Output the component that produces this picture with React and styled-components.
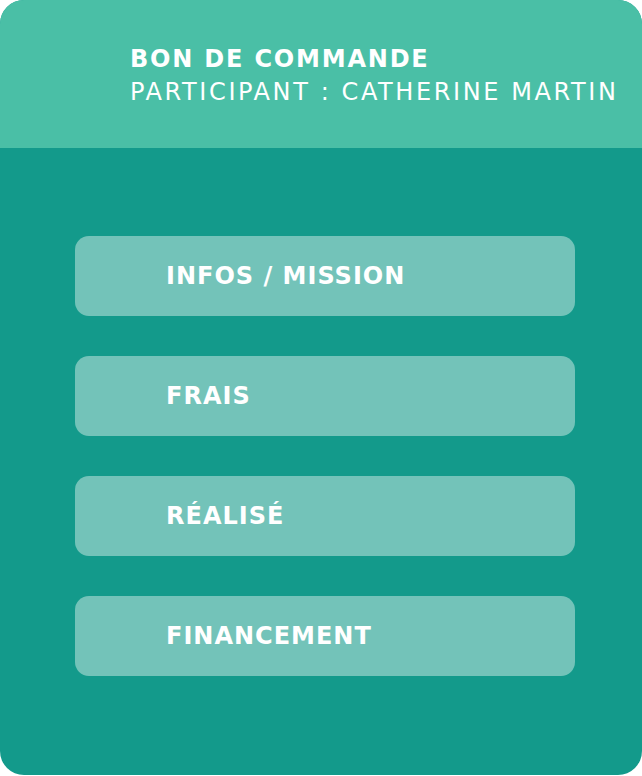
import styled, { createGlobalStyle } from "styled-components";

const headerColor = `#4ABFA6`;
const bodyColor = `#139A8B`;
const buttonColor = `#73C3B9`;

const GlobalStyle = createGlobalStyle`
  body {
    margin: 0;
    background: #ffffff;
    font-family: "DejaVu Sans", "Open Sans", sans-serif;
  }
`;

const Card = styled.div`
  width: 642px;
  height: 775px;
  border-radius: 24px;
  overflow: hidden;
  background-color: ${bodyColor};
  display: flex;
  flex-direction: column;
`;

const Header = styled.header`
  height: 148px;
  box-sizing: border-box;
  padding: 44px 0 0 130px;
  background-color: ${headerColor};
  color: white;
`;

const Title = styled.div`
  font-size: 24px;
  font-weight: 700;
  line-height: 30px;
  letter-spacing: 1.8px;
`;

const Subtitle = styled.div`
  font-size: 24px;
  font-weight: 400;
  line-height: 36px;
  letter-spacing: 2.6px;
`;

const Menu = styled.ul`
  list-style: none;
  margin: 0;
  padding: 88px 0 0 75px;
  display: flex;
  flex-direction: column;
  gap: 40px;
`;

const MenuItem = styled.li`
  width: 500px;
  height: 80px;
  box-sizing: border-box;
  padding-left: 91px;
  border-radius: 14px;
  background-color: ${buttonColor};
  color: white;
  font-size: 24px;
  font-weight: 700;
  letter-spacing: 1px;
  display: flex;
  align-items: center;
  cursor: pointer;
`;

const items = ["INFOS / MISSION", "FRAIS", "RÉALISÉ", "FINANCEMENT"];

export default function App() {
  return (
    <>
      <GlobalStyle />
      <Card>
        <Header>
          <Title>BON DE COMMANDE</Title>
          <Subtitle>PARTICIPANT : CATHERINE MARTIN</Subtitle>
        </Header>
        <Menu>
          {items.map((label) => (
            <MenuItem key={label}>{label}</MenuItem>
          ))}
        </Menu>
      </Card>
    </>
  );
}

# # #

Problem to solve → Output all of the data exactly as it stands, minus any images.

Expected answer →
Output the component that produces this picture with React and styled-components.
import styled, { createGlobalStyle } from "styled-components";

const headerColor = `#4ABFA6`;
const bodyColor = `#139A8B`;
const buttonColor = `#73C3B9`;

const GlobalStyle = createGlobalStyle`
  body {
    margin: 0;
    background: #ffffff;
    font-family: "DejaVu Sans", "Open Sans", sans-serif;
  }
`;

const Card = styled.div`
  width: 642px;
  height: 775px;
  border-radius: 24px;
  overflow: hidden;
  background-color: ${bodyColor};
  display: flex;
  flex-direction: column;
`;

const Header = styled.header`
  height: 148px;
  box-sizing: border-box;
  padding: 44px 0 0 130px;
  background-color: ${headerColor};
  color: white;
`;

const Title = styled.div`
  font-size: 24px;
  font-weight: 700;
  line-height: 30px;
  letter-spacing: 1.8px;
`;

const Subtitle = styled.div`
  font-size: 24px;
  font-weight: 400;
  line-height: 36px;
  letter-spacing: 2.6px;
`;

const Menu = styled.ul`
  list-style: none;
  margin: 0;
  padding: 88px 0 0 75px;
  display: flex;
  flex-direction: column;
  gap: 40px;
`;

const MenuItem = styled.li`
  width: 500px;
  height: 80px;
  box-sizing: border-box;
  padding-left: 91px;
  border-radius: 14px;
  background-color: ${buttonColor};
  color: white;
  font-size: 24px;
  font-weight: 700;
  letter-spacing: 1px;
  display: flex;
  align-items: center;
  cursor: pointer;
`;

const items = ["INFOS / MISSION", "FRAIS", "RÉALISÉ", "FINANCEMENT"];

export default function App() {
  return (
    <>
      <GlobalStyle />
      <Card>
        <Header>
          <Title>BON DE COMMANDE</Title>
          <Subtitle>PARTICIPANT : CATHERINE MARTIN</Subtitle>
        </Header>
        <Menu>
          {items.map((label) => (
            <MenuItem key={label}>{label}</MenuItem>
          ))}
        </Menu>
      </Card>
    </>
  );
}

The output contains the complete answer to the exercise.